Reversing the item order of a list in prolog

Question

Can somebody explain to me the following code:

t(L, NL) :-
    t(L, [], NL).
t([], L, L). 
t([H|T], A, NL) :-
    t(T, [H|A], NL).

I would have implemented it completely differently:

s([], []). 
s([H|T], NL) :-
    s(T, NT),
    append(NT, [H], NL).

Answer 1

You make use of an accumulator, the second parameter. Intitially this is set to the empty list, indeed:

t(L, NL) :-
    t(L, [], NL).  % ← empty list

then we each time perform pattern matching on the first parameter. If it is empty, we return the accumulator as reversed list:

t([], L, L).  % ← list empty?
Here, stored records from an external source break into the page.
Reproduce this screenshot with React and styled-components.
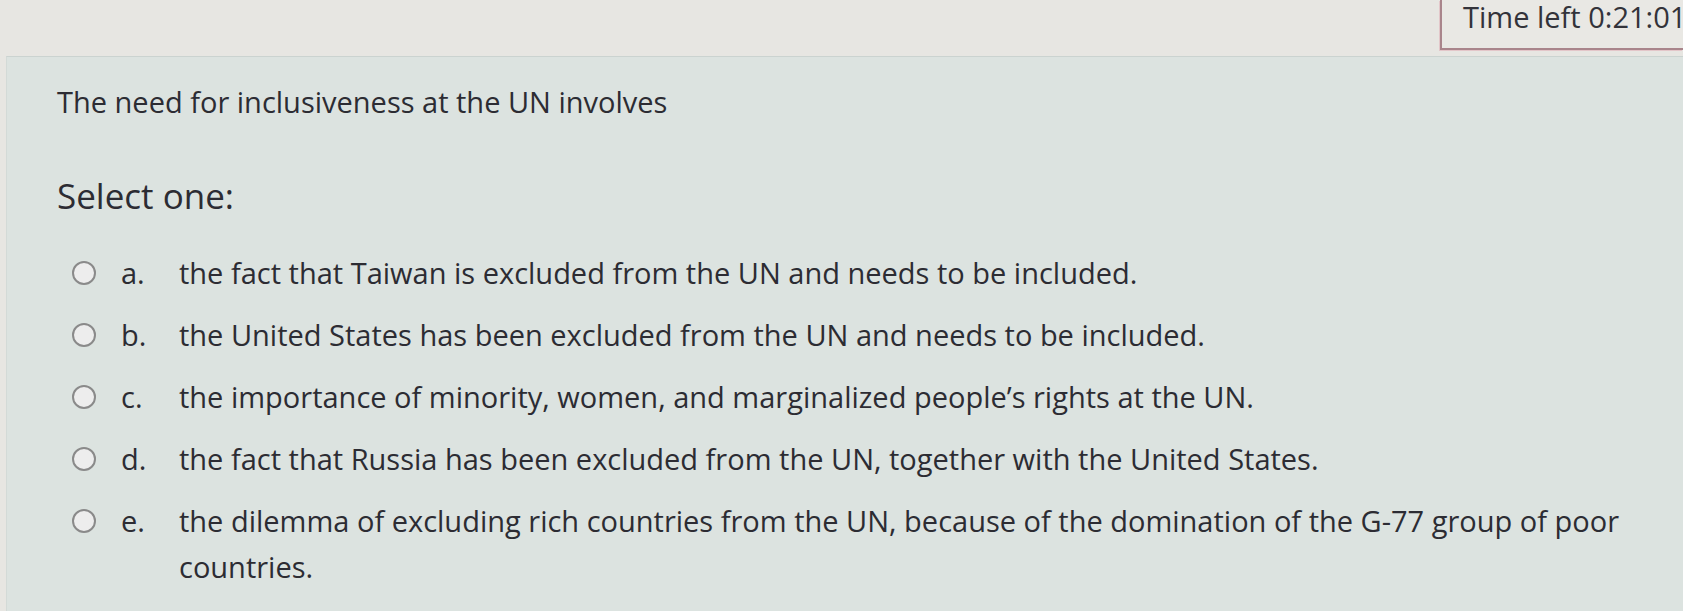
import React from "react";
import styled, { createGlobalStyle } from "styled-components";

const Global = createGlobalStyle`
  html, body {
    margin: 0;
    padding: 0;
    background: #e7e6e2;
    overflow: hidden;
  }
  body {
    font-family: "Open Sans", "Noto Sans", "Liberation Sans", sans-serif;
    color: #2c2c33;
  }
`;

const Page = styled.div`
  width: 1683px;
  height: 611px;
  display: flex;
  flex-direction: column;
  background: #e7e6e2;
`;

const Header = styled.div`
  display: grid;
  grid-template-columns: 1fr 243px;
  height: 50px;
`;

const TimerBox = styled.div`
  grid-column: 2;
  box-sizing: border-box;
  height: 50px;
  padding-left: 21px;
  border-left: 2px solid #a9858b;
  border-bottom: 2px solid #a9858b;
  box-shadow: -1px 1px 0 #e3c6c9;
  background: #e9e8e4;
  font-size: 29px;
  line-height: 34px;
  white-space: nowrap;
  color: #33333a;
`;

const Card = styled.div`
  flex: 1;
  margin: 6px 0 0 6px;
  padding: 25px 40px 0 50px;
  background: #dce3e0;
  border-top: 1px solid #cbd3d0;
  border-left: 1px solid #d3dad7;
`;

const Question = styled.div`
  font-size: 29px;
  line-height: 40px;
`;

const Prompt = styled.div`
  margin-top: 51px;
  font-size: 35px;
  line-height: 46px;
`;

const Options = styled.div`
  margin-top: 31px;
  display: flex;
  flex-direction: column;
  gap: 16px;
`;

const Row = styled.label`
  display: flex;
  align-items: flex-start;
  font-size: 29px;
  line-height: 46px;
`;

const Radio = styled.span`
  flex: none;
  box-sizing: border-box;
  width: 24px;
  height: 24px;
  margin: 11px 0 0 15px;
  border-radius: 50%;
  border: 2px solid #8a8a8a;
  background: #ededed;
`;

const Letter = styled.span`
  flex: none;
  width: 58px;
  margin-left: 25px;
`;

const Text = styled.span`
  flex: 1;
`;

const options = [
  ["a.", "the fact that Taiwan is excluded from the UN and needs to be included."],
  ["b.", "the United States has been excluded from the UN and needs to be included."],
  ["c.", "the importance of minority, women, and marginalized people\u2019s rights at the UN."],
  ["d.", "the fact that Russia has been excluded from the UN, together with the United States."],
  ["e.", "the dilemma of excluding rich countries from the UN, because of the domination of the G-77 group of poor countries."],
];

export default function App() {
  return (
    <Page>
      <Global />
      <Header>
        <TimerBox>Time left 0:21:01</TimerBox>
      </Header>
      <Card>
        <Question>The need for inclusiveness at the UN involves</Question>
        <Prompt>Select one:</Prompt>
        <Options>
          {options.map(([l, t]) => (
            <Row key={l}>
              <Radio />
              <Letter>{l}</Letter>
              <Text>{t}</Text>
            </Row>
          ))}
        </Options>
      </Card>
    </Page>
  );
}
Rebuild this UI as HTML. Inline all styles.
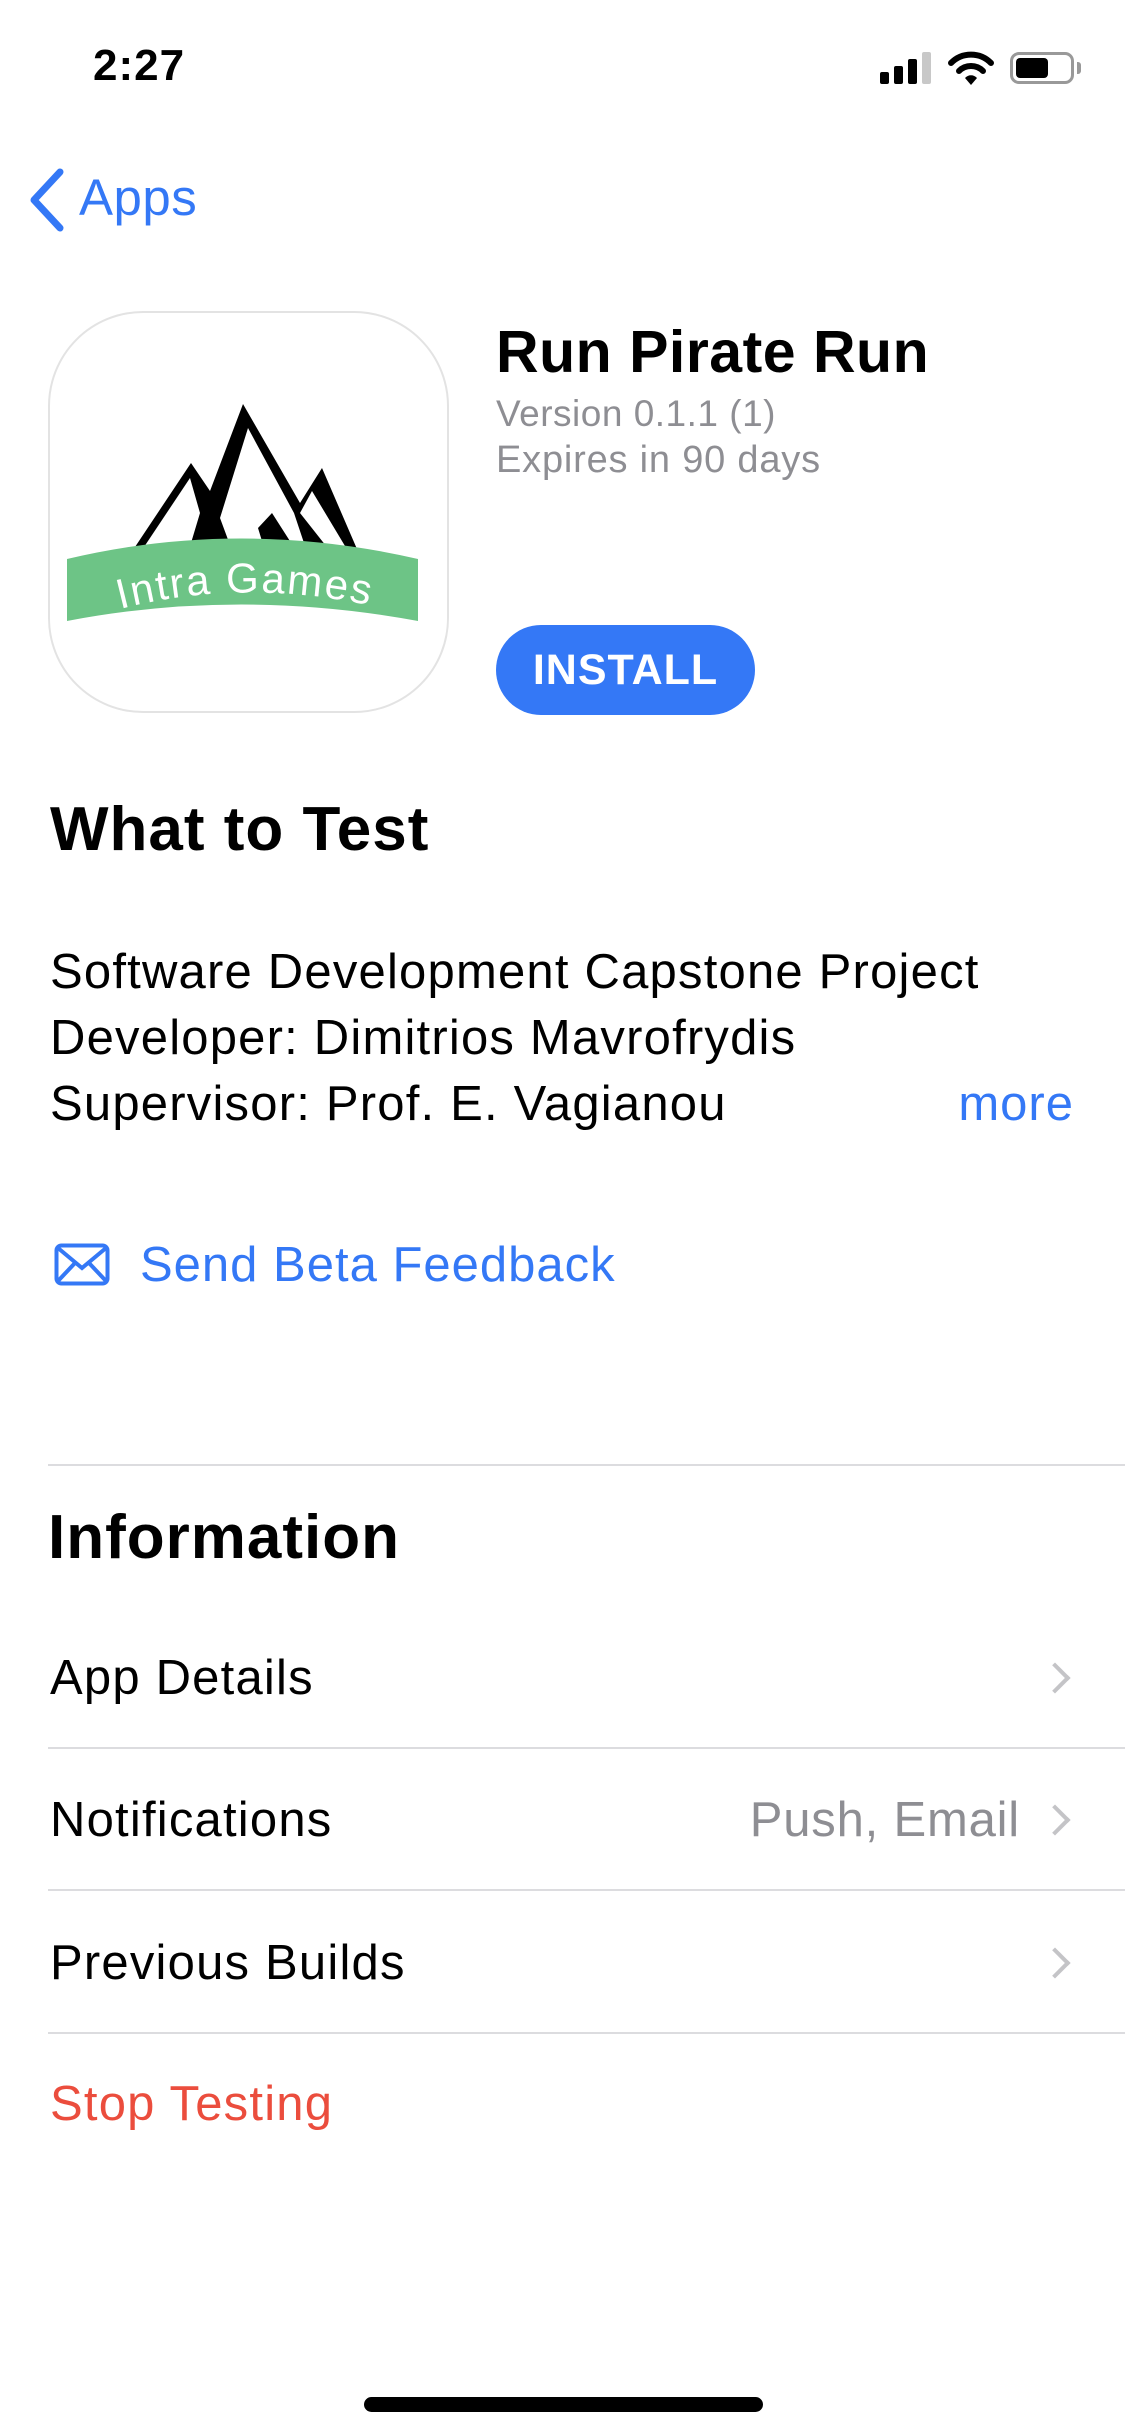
<!DOCTYPE html>
<html><head><meta charset="utf-8">
<style>
*{margin:0;padding:0;box-sizing:border-box}
body{width:1125px;height:2436px;background:#fff;font-family:"Liberation Sans",sans-serif;position:relative;overflow:hidden;color:#000}
.a{position:absolute;white-space:nowrap}
.blue{color:#3478f6}
.row{font-size:49px;left:50px;line-height:60px;letter-spacing:1.2px}
.div{position:absolute;left:48px;right:0;height:2px;background:#dcdcdf}
.chev{position:absolute;width:22px;height:22px;border-top:4px solid #c4c4c7;border-right:4px solid #c4c4c7;transform:rotate(45deg)}
.h{font-size:62px;font-weight:bold;letter-spacing:1px}
</style></head><body>
<div class="a" style="left:93px;top:41px;font-size:44px;font-weight:bold;letter-spacing:1px">2:27</div>
<!-- signal -->
<div class="a" style="left:880px;top:72px;width:9px;height:12px;background:#000;border-radius:2px"></div>
<div class="a" style="left:894px;top:66px;width:9px;height:18px;background:#000;border-radius:2px"></div>
<div class="a" style="left:908px;top:59px;width:9px;height:25px;background:#000;border-radius:2px"></div>
<div class="a" style="left:922px;top:52px;width:9px;height:32px;background:#c8c8c8;border-radius:2px"></div>
<svg class="a" style="left:948px;top:50px" width="46" height="36" viewBox="0 0 46 36">
<path d="M3 13 A28 28 0 0 1 43 13" stroke="#000" stroke-width="6" fill="none" stroke-linecap="round"/>
<path d="M11 21 A17 17 0 0 1 35 21" stroke="#000" stroke-width="6" fill="none" stroke-linecap="round"/>
<path d="M17 28 L23 35 L29 28 A8 8 0 0 0 17 28Z" fill="#000"/></svg>
<div class="a" style="left:1010px;top:52px;width:64px;height:32px;border:3px solid #999;border-radius:9px"></div>
<div class="a" style="left:1016px;top:58px;width:32px;height:20px;background:#000;border-radius:4px"></div>
<div class="a" style="left:1077px;top:62px;width:4px;height:12px;background:#999;border-radius:0 3px 3px 0"></div>
<!-- back -->
<svg class="a" style="left:24px;top:166px" width="44" height="68" viewBox="0 0 44 68"><path d="M36 6 L10 34 L36 62" stroke="#3478f6" stroke-width="7" fill="none" stroke-linecap="round" stroke-linejoin="round"/></svg>
<div class="a blue" style="left:79px;top:168px;font-size:51px;letter-spacing:0.5px">Apps</div>
<!-- icon -->
<div class="a" style="left:48px;top:311px;width:401px;height:402px;border:2px solid #e3e3e3;border-radius:95px;overflow:hidden">
<svg width="401" height="402" viewBox="0 0 401 402">
<path d="M79 243 L141 150 L160 178 L193 91 L250 190 L272 155 L310 243Z" fill="#000"/>
<path d="M90 240 L140 165 L150 200 L138 240Z" fill="#fff"/>
<path d="M198 115 L170 205 L180 232 L215 238 L208 215 L222 200 L245 236 L256 236 L244 200 Z" fill="#fff"/>
<path d="M262 178 L250 200 L280 238 L298 238Z" fill="#fff"/>
<path d="M17 246 Q190 205 368 246 L368 308 Q190 275 17 308Z" fill="#6dc486"/>
<path id="cv" d="M70 296 Q200 262 345 298" fill="none"/>
<text font-size="42" fill="#fff" font-family="Liberation Sans,sans-serif" letter-spacing="2"><textPath href="#cv">Intra Games</textPath></text>
</svg></div>
<div class="a" style="left:496px;top:318px;font-size:59px;font-weight:bold;letter-spacing:0.5px">Run Pirate Run</div>
<div class="a" style="left:496px;top:393px;font-size:37px;color:#8e8e93;letter-spacing:0.5px">Version 0.1.1 (1)</div>
<div class="a" style="left:496px;top:439px;font-size:38px;color:#8e8e93;letter-spacing:0.8px">Expires in 90 days</div>
<div class="a" style="left:496px;top:625px;width:259px;height:90px;background:#3478f6;border-radius:45px;color:#fff;font-size:43px;font-weight:bold;text-align:center;line-height:90px;letter-spacing:1px">INSTALL</div>
<div class="a h" style="left:50px;top:794px">What to Test</div>
<div class="a" style="left:50px;top:939px;font-size:49px;line-height:66px;letter-spacing:1.2px">Software Development Capstone Project<br>Developer: Dimitrios Mavrofrydis<br>Supervisor: Prof. E. Vagianou</div>
<div class="a blue" style="right:51px;top:1074px;font-size:49px;line-height:60px;letter-spacing:1px">more</div>
<svg class="a" style="left:54px;top:1243px" width="56" height="43" viewBox="0 0 56 43"><rect x="2.5" y="2.5" width="51" height="38" rx="5" stroke="#3478f6" stroke-width="4" fill="none"/><path d="M4 5 L28 25 L52 5 M4 38 L21 20 M52 38 L35 20" stroke="#3478f6" stroke-width="4" fill="none"/></svg>
<div class="a blue" style="left:140px;top:1235px;font-size:49px;line-height:60px;letter-spacing:1px">Send Beta Feedback</div>
<div class="div" style="top:1464px"></div>
<div class="a h" style="left:48px;top:1502px">Information</div>
<div class="a row" style="top:1648px">App Details</div>
<div class="chev" style="left:1044px;top:1667px"></div>
<div class="div" style="top:1747px"></div>
<div class="a row" style="top:1790px">Notifications</div>
<div class="a" style="right:105px;top:1790px;font-size:49px;line-height:60px;color:#8e8e93;letter-spacing:0.8px">Push, Email</div>
<div class="chev" style="left:1044px;top:1809px"></div>
<div class="div" style="top:1889px"></div>
<div class="a row" style="top:1933px">Previous Builds</div>
<div class="chev" style="left:1044px;top:1952px"></div>
<div class="div" style="top:2032px"></div>
<div class="a row" style="top:2074px;color:#eb4d3d">Stop Testing</div>
<div class="a" style="left:364px;top:2397px;width:399px;height:15px;background:#000;border-radius:8px"></div>
</body></html>
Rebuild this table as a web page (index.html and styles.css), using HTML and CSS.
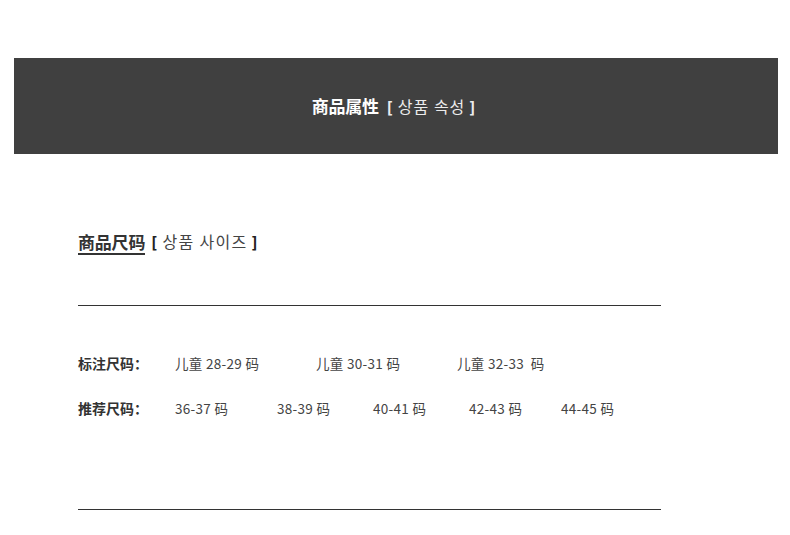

Unify the accumulator L with the result (third parameter)

If the list is not empty, we will perform unification with [H|T], so H is the first list, and T the list of remaining elements, and we prepend the accumulator with H:

t([H|T], A, NL) :-
    t(T, [H|A], NL).  % ← prepend H to the accumutor.

If we thus have a list [1,4,2,5] we will each time prepend the accumulator with the head of the list and recurse on the tail, so it looks like:

 list (L)  | accumulator (A)
-----------------------------
 [1,4,2,5] |              []
 [4,2,5]   |             [1]
 [2,5]     |           [4,1]
 [5]       |         [2,4,1]
 []        |       [5,2,4,1]

so when the we eventually call the t/3 predicate with L empty, the accumulator contains the list in reverse.

The advantage of doing this is that it is efficient: prepending takes O(1) time, just as unification with [H|T] does, so this means we reverse in O(n) time.

append/3 takes linear time in the length of the first parameter, so by using append/3 here, you obtain the reverse in O(n²) time.